It’s a sub . . . maybe

Its a sub . . . maybe

Ambyr Wagner, Editor-In-Chief

Students absolutely love substitute teachers (subs). It’s a well known fact because that means that students are able to get away with a lot more things, like playing on a cellphone and having to do less class work; it’ll be homework and they can do it then.  Or, it is going to be movie day!

But is BFA facing a substitute shortage, or is that just a rumor blowing in the wind?

“On any given day, we have enough subs, but on certain days we are very short,” Teri Brunelle, the substitute coordinator at BFA, said.

But how many substitute teachers work here at BFA?

“The sub list has probably 20 people on it… they all sub at different schools, so if we don’t get them in advance, they’re already at the other schools for the day or for the week… We average at BFA four subs a day,” Brunelle said.

Four subs a day is a very small number.

“Towards the weekends, we can probably get up to 17 people out, so that makes it kind of hard to find subs. But we’re really great because the faculty steps forward and covers the periods that we can’t cover, so they cover it “in house.” So that means that a teacher will take their prep period and cover for another teacher,” Brunelle said.

Edee McArtor, a teacher in the business department, is an example of a teacher who covers “in house.”

“I’m not absent very often, so it has not impacted me when I do need to be out.  I have offered to substitute for other teachers during my prep periods to help out when I’m available,” McArtor said.

There are a few ideas on how BFA could gain more subs for the classrooms, on top of what is already being done now.

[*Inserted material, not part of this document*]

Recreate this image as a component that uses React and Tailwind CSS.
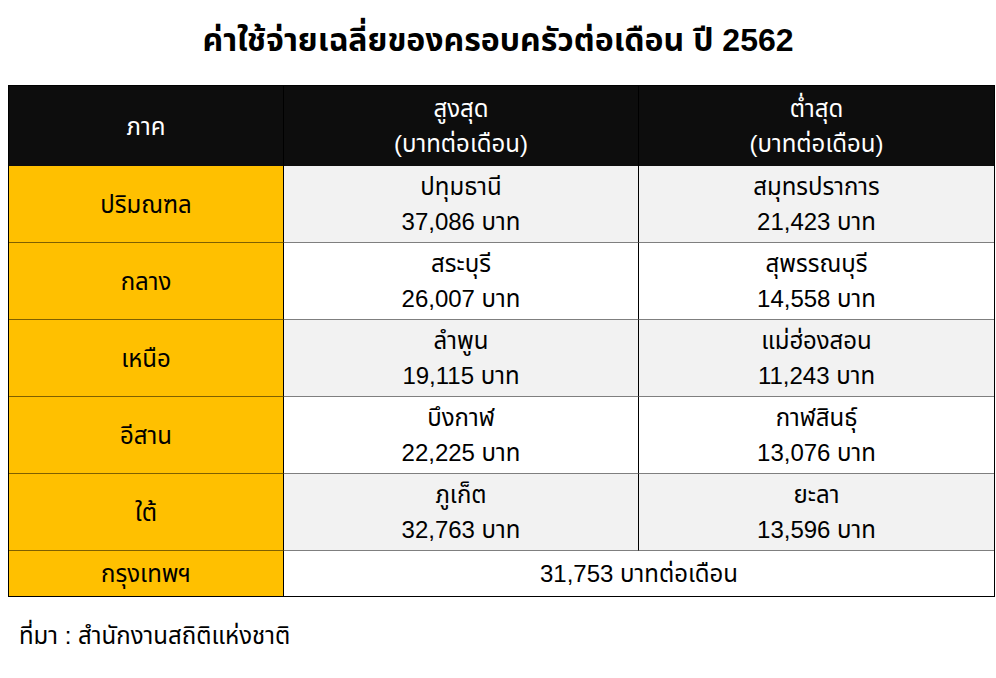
export default function App() {
  const rows = [
    ["ปริมณฑล", "ปทุมธานี", "37,086 บาท", "สมุทรปราการ", "21,423 บาท"],
    ["กลาง", "สระบุรี", "26,007 บาท", "สุพรรณบุรี", "14,558 บาท"],
    ["เหนือ", "ลำพูน", "19,115 บาท", "แม่ฮ่องสอน", "11,243 บาท"],
    ["อีสาน", "บึงกาฬ", "22,225 บาท", "กาฬสินธุ์", "13,076 บาท"],
    ["ใต้", "ภูเก็ต", "32,763 บาท", "ยะลา", "13,596 บาท"],
  ];
  const font = { fontFamily: '"Liberation Sans", "Noto Sans Thai", "Noto Sans", sans-serif' };
  return (
    <div className="w-[996px] h-[678px] bg-white text-black overflow-hidden" style={font}>
      <div className="pt-[21px] h-[85px] text-center text-[32px] font-bold leading-[38px]">
        ค่าใช้จ่ายเฉลี่ยของครอบครัวต่อเดือน ปี 2562
      </div>
      <div className="ml-[8px] w-[987px] border border-black grid grid-cols-[275px_355px_355px] text-[24px] leading-[35px]">
        <div className="h-[80px] bg-[#0d0d0d] text-white flex items-center justify-center border-r border-black">ภาค</div>
        <div className="h-[80px] bg-[#0d0d0d] text-white flex flex-col items-center justify-center border-r border-black">
          <span>สูงสุด</span>
          <span>(บาทต่อเดือน)</span>
        </div>
        <div className="h-[80px] bg-[#0d0d0d] text-white flex flex-col items-center justify-center">
          <span>ต่ำสุด</span>
          <span>(บาทต่อเดือน)</span>
        </div>
        {rows.map((r, i) => {
          const bg = i % 2 === 0 ? "bg-[#f2f2f2]" : "bg-white";
          return [
            <div key={i + "a"} className="h-[77px] bg-[#ffc000] border-r border-black border-b border-b-[#7f6000] flex items-center justify-center">{r[0]}</div>,
            <div key={i + "b"} className={`h-[77px] ${bg} border-r border-black border-b border-b-[#7f7f7f] flex flex-col items-center justify-center`}>
              <span>{r[1]}</span>
              <span>{r[2]}</span>
            </div>,
            <div key={i + "c"} className={`h-[77px] ${bg} border-b border-b-[#7f7f7f] flex flex-col items-center justify-center`}>
              <span>{r[3]}</span>
              <span>{r[4]}</span>
            </div>,
          ];
        })}
        <div className="h-[45px] bg-[#ffc000] border-r border-black flex items-center justify-center">กรุงเทพฯ</div>
        <div className="h-[45px] col-span-2 bg-white flex items-center justify-center">31,753 บาทต่อเดือน</div>
      </div>
      <div className="mt-[23px] ml-[19px] text-[24px] leading-[32px]">ที่มา : สำนักงานสถิติแห่งชาติ</div>
    </div>
  );
}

“Maple Run puts an ad in the paper, looking for subs, and we have a job posting called School Spring, where you can submit your application and we try to get them processed as soon as we can so we can get them on our sub list,” Brunelle said, “[but] I think that we should probably have a couple subs that are hired by the District daily… But if we actually had a couple people that were hired by the school district, Maple Run, that only subbed, that would be very helpful because then we’d know somebody that we can depend on every single day, and there is a use for it.”

McArtor suggested a practice that worked at another school:

“In the last school I taught at, we had a general study hall every period in the cafeteria so if they could not find a substitute for a teacher, all of their classes went to the cafeteria to a study hall.  I think this would be a great option if subs are not available.  The study hall teacher might have 20 students that day, or 100, so it got a little crazy sometimes, but at least all students had a place to go,” McArtor said.

BFA would not be the only school facing a substitute problem, assuming that it really did have a shortage in subs.

According to an article in Edweek.org called Substitute-Teacher shortages put schools to test, there is a nationwide substitute problem caused by lack of recruitment and because college students are shying away from “participating” in the education world more than they have to.

There has been a new and futuristic idea that sprung up in Massachusetts, in areas surrounding Boston.

The Smithsonian Magazine delved into the developing idea, called “parachute teachers.”

What Parachute is trying to do is think about how that time that’s wasted and the money that goes with that can be reused to offer high quality learning experiences for students,” the article Forget Substitute Teachers, Parachute Teachers are The Future said.

Parachute teachers are business people or companies who find an interest in teaching others about their profession and what they know, without making them choose between teaching and their current profession.

The parachute teacher would cover for a teacher on an experiment or lesson that coincides with what the students have already learned, or what they will learn in that particular unit.

“I think that it would actually be a wonderful idea, but I don’t know how many of them would be willing to give up their day to come to do this unless it’s in advance- like a really advanced thing… but the only problem with any of that is that you cannot have somebody come in unless they’ve been fingerprinted, and stuff like that. So we’re asking them to do another expense,” Brunelle said.

Who knows what the future will bring for the sub situation.  

But with the cold and flu season already among us, it is quite likely that students will be seeing subs in class, on a regular basis.